--- INFORMATION SUPPLIED ---
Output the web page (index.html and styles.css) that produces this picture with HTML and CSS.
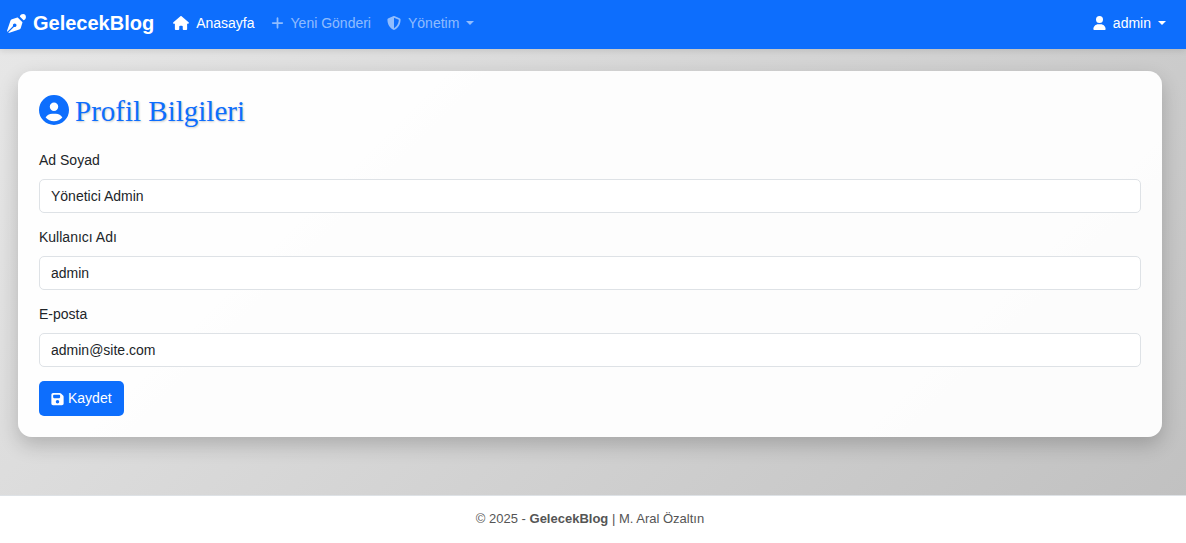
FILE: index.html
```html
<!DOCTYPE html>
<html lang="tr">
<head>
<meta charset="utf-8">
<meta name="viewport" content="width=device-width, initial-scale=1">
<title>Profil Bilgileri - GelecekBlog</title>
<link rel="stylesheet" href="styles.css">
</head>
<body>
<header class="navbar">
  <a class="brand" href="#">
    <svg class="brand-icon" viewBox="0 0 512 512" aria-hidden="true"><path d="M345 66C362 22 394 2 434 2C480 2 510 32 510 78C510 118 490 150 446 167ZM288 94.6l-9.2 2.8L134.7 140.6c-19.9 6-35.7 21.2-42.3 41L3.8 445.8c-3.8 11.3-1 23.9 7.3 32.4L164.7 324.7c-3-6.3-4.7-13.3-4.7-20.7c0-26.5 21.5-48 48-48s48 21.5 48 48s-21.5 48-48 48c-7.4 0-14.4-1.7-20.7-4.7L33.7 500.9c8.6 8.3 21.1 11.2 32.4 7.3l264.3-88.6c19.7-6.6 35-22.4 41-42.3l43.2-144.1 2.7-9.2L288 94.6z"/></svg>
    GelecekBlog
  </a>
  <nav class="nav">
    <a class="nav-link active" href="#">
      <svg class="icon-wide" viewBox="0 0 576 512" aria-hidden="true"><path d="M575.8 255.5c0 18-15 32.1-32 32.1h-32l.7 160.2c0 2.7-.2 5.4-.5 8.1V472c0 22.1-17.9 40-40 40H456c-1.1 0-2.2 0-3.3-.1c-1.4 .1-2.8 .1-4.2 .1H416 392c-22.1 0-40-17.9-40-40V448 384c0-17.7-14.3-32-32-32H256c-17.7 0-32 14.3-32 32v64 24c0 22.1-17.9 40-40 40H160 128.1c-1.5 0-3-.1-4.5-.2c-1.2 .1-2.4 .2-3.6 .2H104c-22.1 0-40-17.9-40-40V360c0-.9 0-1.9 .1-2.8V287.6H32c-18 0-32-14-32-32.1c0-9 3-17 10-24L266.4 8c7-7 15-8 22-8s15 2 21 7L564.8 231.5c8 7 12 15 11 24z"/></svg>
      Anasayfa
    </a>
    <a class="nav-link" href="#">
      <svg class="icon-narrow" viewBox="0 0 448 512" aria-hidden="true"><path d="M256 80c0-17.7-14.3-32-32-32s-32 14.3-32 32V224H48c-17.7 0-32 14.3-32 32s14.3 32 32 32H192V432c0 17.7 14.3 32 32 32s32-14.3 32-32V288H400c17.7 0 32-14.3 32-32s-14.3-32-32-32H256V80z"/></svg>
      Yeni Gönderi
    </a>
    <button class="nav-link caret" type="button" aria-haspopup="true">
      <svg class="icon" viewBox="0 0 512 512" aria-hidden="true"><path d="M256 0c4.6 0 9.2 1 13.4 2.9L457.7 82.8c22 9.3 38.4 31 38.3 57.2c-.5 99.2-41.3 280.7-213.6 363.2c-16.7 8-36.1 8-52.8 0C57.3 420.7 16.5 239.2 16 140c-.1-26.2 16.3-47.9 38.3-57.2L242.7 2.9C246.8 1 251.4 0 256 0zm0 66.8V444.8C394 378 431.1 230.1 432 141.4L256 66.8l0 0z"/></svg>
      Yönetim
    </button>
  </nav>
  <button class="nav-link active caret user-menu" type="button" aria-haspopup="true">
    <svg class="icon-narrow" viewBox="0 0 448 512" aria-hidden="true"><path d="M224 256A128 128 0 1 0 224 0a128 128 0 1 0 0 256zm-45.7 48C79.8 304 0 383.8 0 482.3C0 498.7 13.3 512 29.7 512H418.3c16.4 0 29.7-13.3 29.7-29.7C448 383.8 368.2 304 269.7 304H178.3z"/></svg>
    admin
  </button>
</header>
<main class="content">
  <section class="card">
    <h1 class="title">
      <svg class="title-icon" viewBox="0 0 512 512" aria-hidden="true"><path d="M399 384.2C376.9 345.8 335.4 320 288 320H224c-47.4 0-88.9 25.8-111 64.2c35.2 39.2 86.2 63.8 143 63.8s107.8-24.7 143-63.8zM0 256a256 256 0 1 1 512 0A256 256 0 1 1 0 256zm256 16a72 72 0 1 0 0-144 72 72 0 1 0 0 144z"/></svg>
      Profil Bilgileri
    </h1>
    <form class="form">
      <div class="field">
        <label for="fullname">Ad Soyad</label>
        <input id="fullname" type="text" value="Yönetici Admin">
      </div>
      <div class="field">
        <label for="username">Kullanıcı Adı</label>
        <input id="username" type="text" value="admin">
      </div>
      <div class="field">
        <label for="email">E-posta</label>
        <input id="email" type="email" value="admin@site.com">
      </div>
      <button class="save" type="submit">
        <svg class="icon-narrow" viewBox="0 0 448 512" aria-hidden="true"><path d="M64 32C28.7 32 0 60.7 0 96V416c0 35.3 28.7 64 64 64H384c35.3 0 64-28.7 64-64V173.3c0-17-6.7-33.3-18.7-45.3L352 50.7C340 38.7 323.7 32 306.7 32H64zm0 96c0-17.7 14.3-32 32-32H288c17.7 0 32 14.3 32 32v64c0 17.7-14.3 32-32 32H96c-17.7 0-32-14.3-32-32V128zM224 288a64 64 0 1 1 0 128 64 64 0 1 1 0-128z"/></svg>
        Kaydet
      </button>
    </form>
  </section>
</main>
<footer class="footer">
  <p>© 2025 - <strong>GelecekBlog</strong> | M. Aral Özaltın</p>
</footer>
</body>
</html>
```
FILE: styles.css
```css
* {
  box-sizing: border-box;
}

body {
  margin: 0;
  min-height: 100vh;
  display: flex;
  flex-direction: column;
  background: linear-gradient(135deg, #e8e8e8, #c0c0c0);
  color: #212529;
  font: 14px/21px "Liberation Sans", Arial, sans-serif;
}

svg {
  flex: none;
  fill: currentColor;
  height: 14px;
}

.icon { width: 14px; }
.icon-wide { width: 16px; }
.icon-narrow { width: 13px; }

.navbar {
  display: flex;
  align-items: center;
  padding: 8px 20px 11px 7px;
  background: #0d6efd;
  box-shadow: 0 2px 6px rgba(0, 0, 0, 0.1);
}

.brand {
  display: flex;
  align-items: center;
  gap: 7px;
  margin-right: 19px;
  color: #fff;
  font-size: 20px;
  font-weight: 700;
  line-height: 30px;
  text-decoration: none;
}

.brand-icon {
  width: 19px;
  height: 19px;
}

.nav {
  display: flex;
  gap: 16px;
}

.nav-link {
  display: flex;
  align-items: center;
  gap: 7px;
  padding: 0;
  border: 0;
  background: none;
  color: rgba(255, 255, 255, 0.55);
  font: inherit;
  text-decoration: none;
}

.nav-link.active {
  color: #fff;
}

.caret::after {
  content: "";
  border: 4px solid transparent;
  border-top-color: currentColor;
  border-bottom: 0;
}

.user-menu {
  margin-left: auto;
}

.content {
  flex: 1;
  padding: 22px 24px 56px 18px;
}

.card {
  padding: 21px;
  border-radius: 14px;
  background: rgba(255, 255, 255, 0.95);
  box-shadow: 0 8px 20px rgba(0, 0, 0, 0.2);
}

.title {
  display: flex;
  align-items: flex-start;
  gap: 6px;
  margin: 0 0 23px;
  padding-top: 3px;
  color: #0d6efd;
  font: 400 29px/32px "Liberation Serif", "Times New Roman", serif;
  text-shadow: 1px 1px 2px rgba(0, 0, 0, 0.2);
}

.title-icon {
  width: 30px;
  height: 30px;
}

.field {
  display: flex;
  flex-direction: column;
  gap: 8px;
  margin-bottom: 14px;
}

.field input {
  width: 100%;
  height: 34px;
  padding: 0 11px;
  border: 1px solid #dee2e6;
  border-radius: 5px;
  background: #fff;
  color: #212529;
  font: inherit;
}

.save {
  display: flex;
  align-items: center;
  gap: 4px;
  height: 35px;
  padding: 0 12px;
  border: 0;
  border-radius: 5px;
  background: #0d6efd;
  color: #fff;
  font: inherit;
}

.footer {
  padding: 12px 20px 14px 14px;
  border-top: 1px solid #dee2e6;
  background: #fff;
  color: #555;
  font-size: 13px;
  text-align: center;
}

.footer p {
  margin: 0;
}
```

--- REQUEST ---
Work out how many lines of the listing above include the word "index". Reply with nothing but the count.

--- FULL OUTPUT ---
2